§ **THE REQUEST**
Within the listing below, locate all lines containing the word "styles". Copy each one.

* BEGIN DATA SECTION *

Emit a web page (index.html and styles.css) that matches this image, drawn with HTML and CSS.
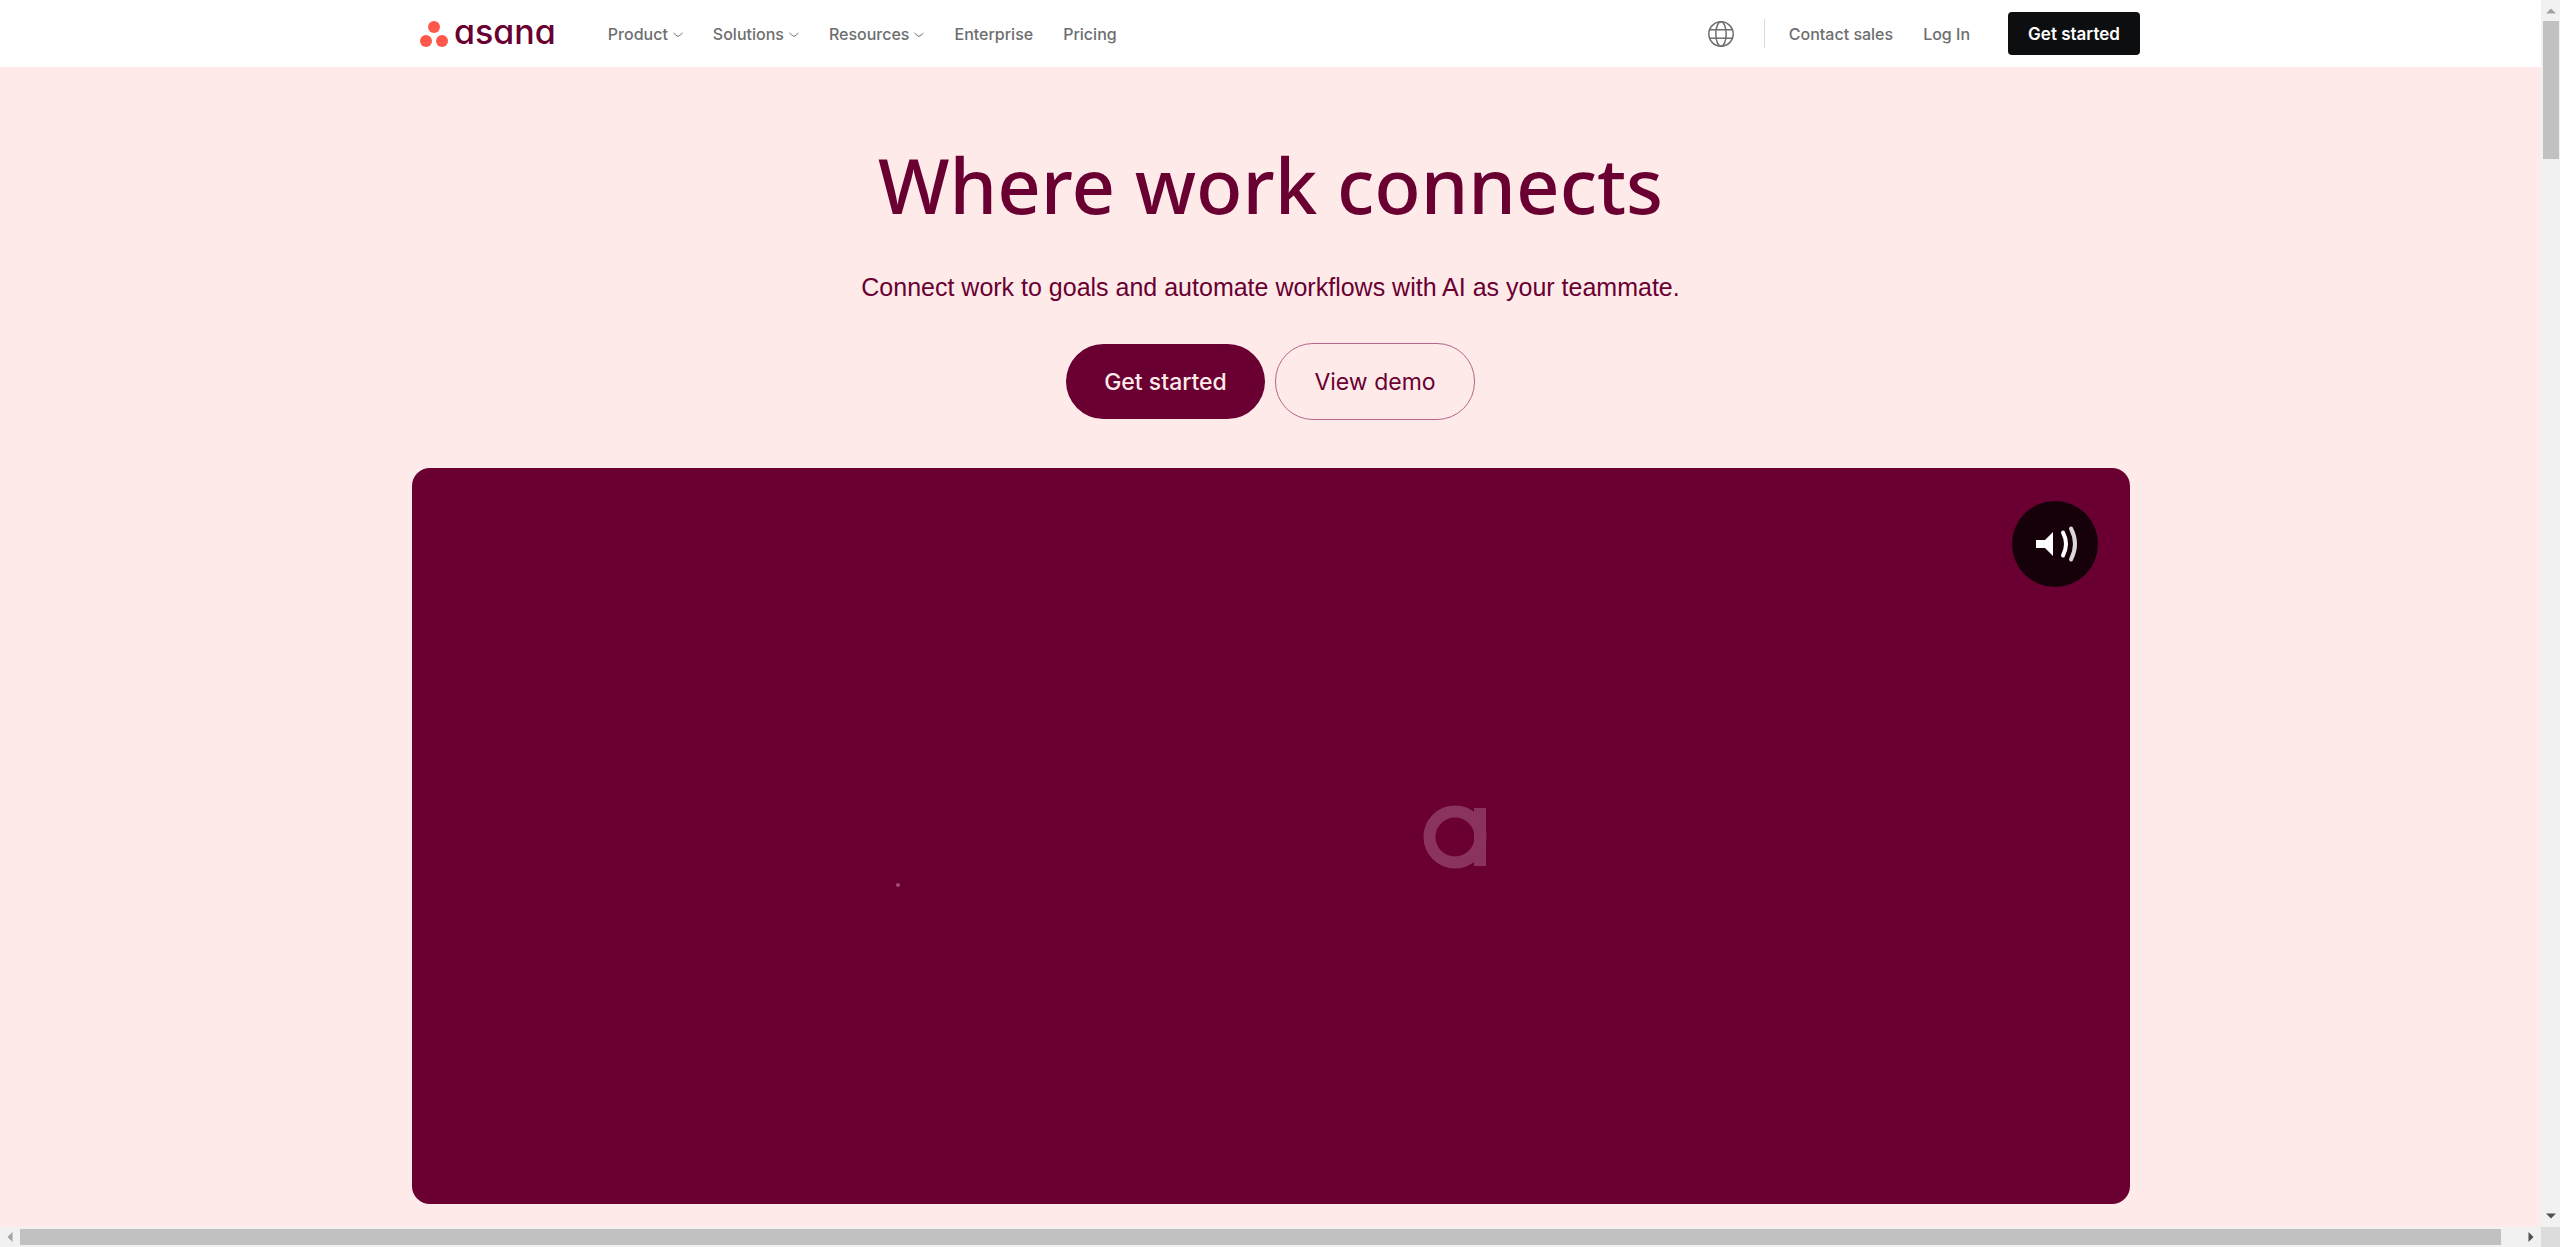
FILE: index.html
```html
<!DOCTYPE html>
<html lang="en">
<head>
<meta charset="utf-8">
<meta name="viewport" content="width=device-width, initial-scale=1">
<title>Asana</title>
<link rel="stylesheet" href="styles.css">
</head>
<body>
<div class="window">
  <div class="page">
    <header class="header">
      <div class="header-inner">
        <a class="logo" href="#">
          <svg class="logo-mark" viewBox="0 0 28 26" aria-hidden="true">
            <circle cx="14" cy="6" r="6"/><circle cx="6" cy="20" r="6"/><circle cx="22" cy="20" r="6"/>
          </svg>
          <span class="logo-word">asana</span>
        </a>
        <nav class="nav">
          <a class="nav-link" href="#">Product <svg class="chevron" viewBox="0 0 10 6" aria-hidden="true"><path d="M.5 1 Q2 2.500 5 4.500 Q8 2.500 9.500 1"/></svg></a>
          <a class="nav-link" href="#">Solutions <svg class="chevron" viewBox="0 0 10 6" aria-hidden="true"><path d="M.5 1 Q2 2.500 5 4.500 Q8 2.500 9.500 1"/></svg></a>
          <a class="nav-link" href="#">Resources <svg class="chevron" viewBox="0 0 10 6" aria-hidden="true"><path d="M.5 1 Q2 2.500 5 4.500 Q8 2.500 9.500 1"/></svg></a>
          <a class="nav-link" href="#">Enterprise</a>
          <a class="nav-link" href="#">Pricing</a>
        </nav>
        <div class="tools">
          <button class="globe" type="button" aria-label="Language">
            <svg viewBox="0 0 26 26" aria-hidden="true">
              <circle cx="13" cy="13" r="12.2"/><ellipse cx="13" cy="13" rx="5.200" ry="12.2"/><path d="M2 8.800H24M2 17.200H24"/>
            </svg>
          </button>
          <span class="divider"></span>
          <a class="nav-link" href="#">Contact sales</a>
          <a class="nav-link" href="#">Log In</a>
          <button class="start" type="button">Get started</button>
        </div>
      </div>
    </header>
    <main class="hero">
      <h1 class="title">Where work connects</h1>
      <p class="subtitle">Connect work to goals and automate workflows with AI as your teammate.</p>
      <div class="actions">
        <button class="pill pill-solid" type="button">Get started</button>
        <button class="pill pill-outline" type="button">View demo</button>
      </div>
      <section class="video" aria-label="Video">
        <svg class="frame" viewBox="0 0 1718 736" aria-hidden="true">
          <g class="mark"><circle cx="1043" cy="369" r="25.500"/><path d="M1068 340V398"/></g>
          <circle class="speck" cx="486" cy="417" r="2"/>
        </svg>
        <button class="sound" type="button" aria-label="Sound">
          <svg viewBox="0 0 86 86" aria-hidden="true">
            <path class="speaker" d="M24 39H33L41 31V55L33 47H24Z"/>
            <path class="wave" d="M51 31.500Q57 43 51 54.500"/><path class="wave wave-far" d="M59 27.500Q67 43 59 58.500"/>
          </svg>
        </button>
      </section>
    </main>
  </div>
  <div class="bar bar-v" aria-hidden="true">
    <svg class="arrow arrow-off" viewBox="0 0 10 6"><path d="M0 5.500L5 .5L10 5.500Z"/></svg>
    <span class="track"><span class="thumb thumb-v"></span></span>
    <svg class="arrow" viewBox="0 0 10 6"><path d="M0 .5L5 5.500L10 .5Z"/></svg>
  </div>
  <div class="bar bar-h" aria-hidden="true">
    <svg class="arrow-side arrow-off" viewBox="0 0 6 10"><path d="M5.500 0L.5 5L5.500 10Z"/></svg>
    <span class="track"><span class="thumb thumb-h"></span></span>
    <svg class="arrow-side" viewBox="0 0 6 10"><path d="M.5 0L5.500 5L.5 10Z"/></svg>
  </div>
  <div class="corner"></div>
</div>
</body>
</html>
```
FILE: styles.css
```css
* { box-sizing: border-box; }

body {
  margin: 0;
  font-family: Inter, "Liberation Sans", sans-serif;
  font-size: 16px;
  color: #690031;
}

button { font: inherit; border: 0; padding: 0; cursor: pointer; }
a { color: inherit; text-decoration: none; }
svg { display: block; }

.window {
  display: grid;
  grid-template-columns: minmax(0, 1fr) 19px;
  grid-template-rows: minmax(0, 1fr) 20px;
  height: 100vh;
}

.page { overflow: hidden; background: #ffeaea; }

/* header spans the full window, running under the scrollbar */
.header { width: 100vw; background: #fff; }

.header-inner {
  display: flex;
  align-items: center;
  max-width: 1720px;
  height: 67px;
  margin: 0 auto;
}

.logo { display: flex; align-items: center; gap: 6px; margin-right: 52px; }
.logo-mark { width: 28px; height: 26px; fill: #ff584a; }
.logo-word {
  font-size: 34px;
  line-height: 40px;
  font-weight: 500;
  font-feature-settings: "cv11";
  padding-bottom: 4px;
}

.nav, .tools { display: flex; align-items: center; gap: 30px; }
.nav-link {
  display: flex;
  align-items: center;
  gap: 5px;
  font-weight: 500;
  line-height: 24px;
  color: #6d6e6f;
}
.chevron { width: 10px; height: 6px; fill: none; stroke: #6d6e6f; margin-top: 3px; }

.tools { margin-left: auto; }
.globe { background: none; width: 26px; height: 26px; }
.globe svg { fill: none; stroke: #6d6e6f; stroke-width: 1.5; }
.divider { width: 1px; height: 29px; margin-right: -6px; background: #d5dfdf; }
.start {
  width: 132px;
  height: 43px;
  margin-left: 8px;
  border-radius: 4px;
  background: #0d0e10;
  color: #fff;
  font-size: 17px;
  font-weight: 600;
}

.hero { display: flex; flex-direction: column; align-items: center; padding-top: 72px; }
.title {
  margin: 0;
  font: 500 76px/92px "Noto Sans", sans-serif;
  white-space: nowrap;
}
.subtitle { margin: 40px 0 0; font: 25px/32px "Liberation Sans", sans-serif; }
.actions { display: flex; align-items: center; gap: 10px; margin-top: 40px; }
.pill { height: 75px; width: 199px; border-radius: 38px; font-size: 23px; }
.pill-solid { background: #690031; color: #ffeaea; font-weight: 500; }
.pill-outline { width: 200px; height: 77px; background: none; border: 1px solid #b4678a; color: #690031; }

.video {
  position: relative;
  width: 100%;
  max-width: 1718px;
  margin-top: 48px;
  border-radius: 18px;
  background: #690031;
}
.frame { width: 100%; }
.mark { fill: none; stroke: #8b335f; stroke-width: 12; }
.speck { fill: #a04c78; }

.sound {
  position: absolute;
  top: 33px;
  right: 32px;
  width: 86px;
  height: 86px;
  border-radius: 50%;
  background: #16000a;
}
.speaker { fill: #fff; }
.wave { fill: none; stroke: #fff; stroke-width: 4; stroke-linecap: round; }
.wave-far { stroke: #dcd8da; }

.bar { display: flex; align-items: center; background: #f1f1f1; }
.bar-v { flex-direction: column; padding: 8px 0; gap: 7px; }
.bar-h { padding: 0 7px; gap: 7px; }
.track { flex: 1; display: flex; }
.bar-v .track { width: 16px; }
.bar-h .track { height: 16px; }
.thumb { background: #c1c1c1; }
.thumb-v { width: 100%; height: calc(12% - 4px); }
.thumb-h { height: 100%; width: calc(100% - 20px); }
.arrow { width: 10px; height: 6px; fill: #505050; }
.arrow-side { width: 6px; height: 10px; fill: #505050; }
.arrow-off { fill: #a3a3a3; }
.corner { background: #dcdcdc; }
```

* END DATA SECTION *

§ **WORKED ANSWER**
Emit a web page (index.html and styles.css) that matches this image, drawn with HTML and CSS.
<link rel="stylesheet" href="styles.css">
FILE: styles.css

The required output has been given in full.